Colpiscono i dati relativi ai diritti di cittadinanza, come le infrastrutture scolastiche e il tempo scuola. Al sud il servizio mensa nella scuola primaria è garantito solo al 21% degli allievi (contro il 54% del nord), l’uso di una scuola con palestra al 34% (contro il 46% del Nord); il tempo pieno a scuola solo al 18% (rispetto al 48% del Centro-Nord). Gli allievi della scuola primaria nel Mezzogiorno frequentano mediamente 4 ore di scuola in meno a settimana rispetto a quelli del Centro-Nord (perdendo in un ciclo scolastico intero di 5 anni circa 1000 ore, ovvero il monte ore di un anno di scuola primaria). Numeri che sottendono volti, storie, contesti familiari e sociali in sofferenza, e che chiedono risposta. E’ una richiesta alla politica, certo.

Ma recentemente qualcosa si muove in un’altra direzione. La società civile ha compreso che non si può più “delegare” un rinnovamento a una politica spesso incapace anche soltanto di comprendere il disagio sociale, ma bisogna farsi carico in prima persona e collettivamente del “cambiamento d’epoca – come dice Papa Francesco – in atto.

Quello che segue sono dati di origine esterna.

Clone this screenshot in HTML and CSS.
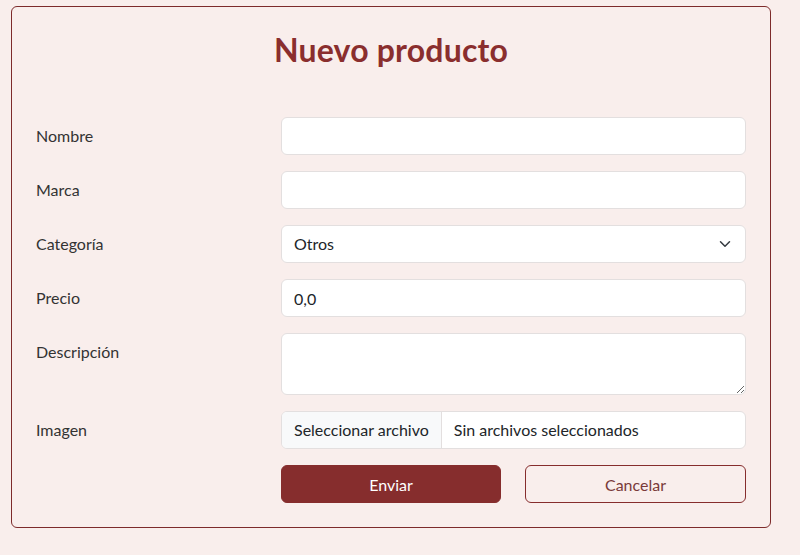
FILE: index.html
```html
<!DOCTYPE html>
<html lang="es">
<head>
<meta charset="utf-8">
<title>Nuevo producto</title>
<link rel="stylesheet" href="styles.css">
</head>
<body>
<div class="card">
  <h1 class="title">Nuevo producto</h1>
  <form class="form">
    <label class="label" for="nombre">Nombre</label>
    <input class="control" id="nombre" type="text">

    <label class="label" for="marca">Marca</label>
    <input class="control" id="marca" type="text">

    <label class="label" for="cat">Categoría</label>
    <div class="select">
      <span>Otros</span>
      <svg class="chev" width="12" height="12" viewBox="0 0 16 16"><path d="M2 5l6 6 6-6" fill="none" stroke="#343a40" stroke-width="2" stroke-linecap="round" stroke-linejoin="round"/></svg>
    </div>

    <label class="label" for="precio">Precio</label>
    <input class="control" id="precio" type="text" value="0,0">

    <label class="label" for="desc">Descripción</label>
    <textarea class="control area" id="desc"></textarea>

    <label class="label" for="img">Imagen</label>
    <div class="file">
      <span class="file-btn">Seleccionar archivo</span>
      <span class="file-name">Sin archivos seleccionados</span>
    </div>

    <div></div>
    <div class="actions">
      <button type="button" class="btn btn-primary">Enviar</button>
      <button type="button" class="btn btn-outline">Cancelar</button>
    </div>
  </form>
</div>
</body>
</html>
```
FILE: styles.css
```css
html, body {
  margin: 0;
  padding: 0;
  background: #f9eeec;
}
body {
  font-family: "Lato", "Open Sans", sans-serif;
  font-size: 16px;
  color: #212529;
  padding: 6px 0 0 11px;
}
.card {
  box-sizing: border-box;
  width: 760px;
  height: 522px;
  border: 1px solid #7d2b2b;
  border-radius: 6px;
  padding: 24px 24px 24px 24px;
  background: #f9eeec;
}
.title {
  margin: 0 0 48px;
  height: 38px;
  line-height: 38px;
  text-align: center;
  font-size: 32px;
  font-weight: 700;
  letter-spacing: 0.2px;
  color: #8a2e2e;
}
.form {
  display: grid;
  grid-template-columns: 245px 1fr;
  row-gap: 16px;
}
.label {
  padding-top: 7px;
  line-height: 24px;
  color: #333;
}
.control {
  box-sizing: border-box;
  width: 100%;
  height: 38px;
  margin: 0;
  padding: 6px 12px;
  font: inherit;
  line-height: 24px;
  color: #212529;
  background: #fff;
  border: 1px solid #e3dfdf;
  border-radius: 6px;
  outline: none;
}
.area {
  height: 62px;
  display: block;
  resize: vertical;
}
.select {
  box-sizing: border-box;
  height: 38px;
  padding: 6px 12px;
  line-height: 24px;
  background: #fff;
  border: 1px solid #e3dfdf;
  border-radius: 6px;
  display: flex;
  align-items: center;
  justify-content: space-between;
}
.chev { margin-right: 2px; }
.file {
  box-sizing: border-box;
  height: 38px;
  display: flex;
  background: #fff;
  border: 1px solid #e3dfdf;
  border-radius: 6px;
  overflow: hidden;
  line-height: 24px;
}
.file-btn {
  padding: 6px 12px;
  background: #f8f9fa;
  border-right: 1px solid #e3dfdf;
}
.file-name {
  padding: 6px 12px;
}
.actions {
  display: grid;
  grid-template-columns: 220px 221px;
  column-gap: 24px;
}
.btn {
  box-sizing: border-box;
  height: 38px;
  font: inherit;
  border-radius: 6px;
  cursor: pointer;
}
.btn-primary {
  background: #862d2d;
  border: 1px solid #862d2d;
  color: #fff;
}
.btn-outline {
  background: transparent;
  border: 1px solid #862d2d;
  color: #7a3a3a;
}
```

Ed eccola allora dopo tanti anni scendere in piazza per manifestare il proprio punto di vista. Erano almeno venticinquemila a Napoli il 28 ottobre gli studenti a Piazza Plebiscito a gridare “Pace!”. A Roma il 5 Novembre per “Europe for Peace”, a marciare festosamente contro quella guerra madre di tutte le povertà erano in centomila: associazioni, studenti, lavoratori, famiglie, sindacati, gente comune, senza alcuna connotazione politica. E tanti altri in varie città a testimoniare il ripudio dell’uso delle armi, all’origine di tante dinamiche di impoverimento sociale.

Non un pacifismo emotivo. Ma un messaggio, pur nella complessità della situazione presente, molto chiaro: la pace e il sentirsi responsabili degli altri sono gli indispensabili processi da promuovere e costruire insieme da subito, se vogliamo rendere più vivibili le nostre società e migliori i prossimi anni.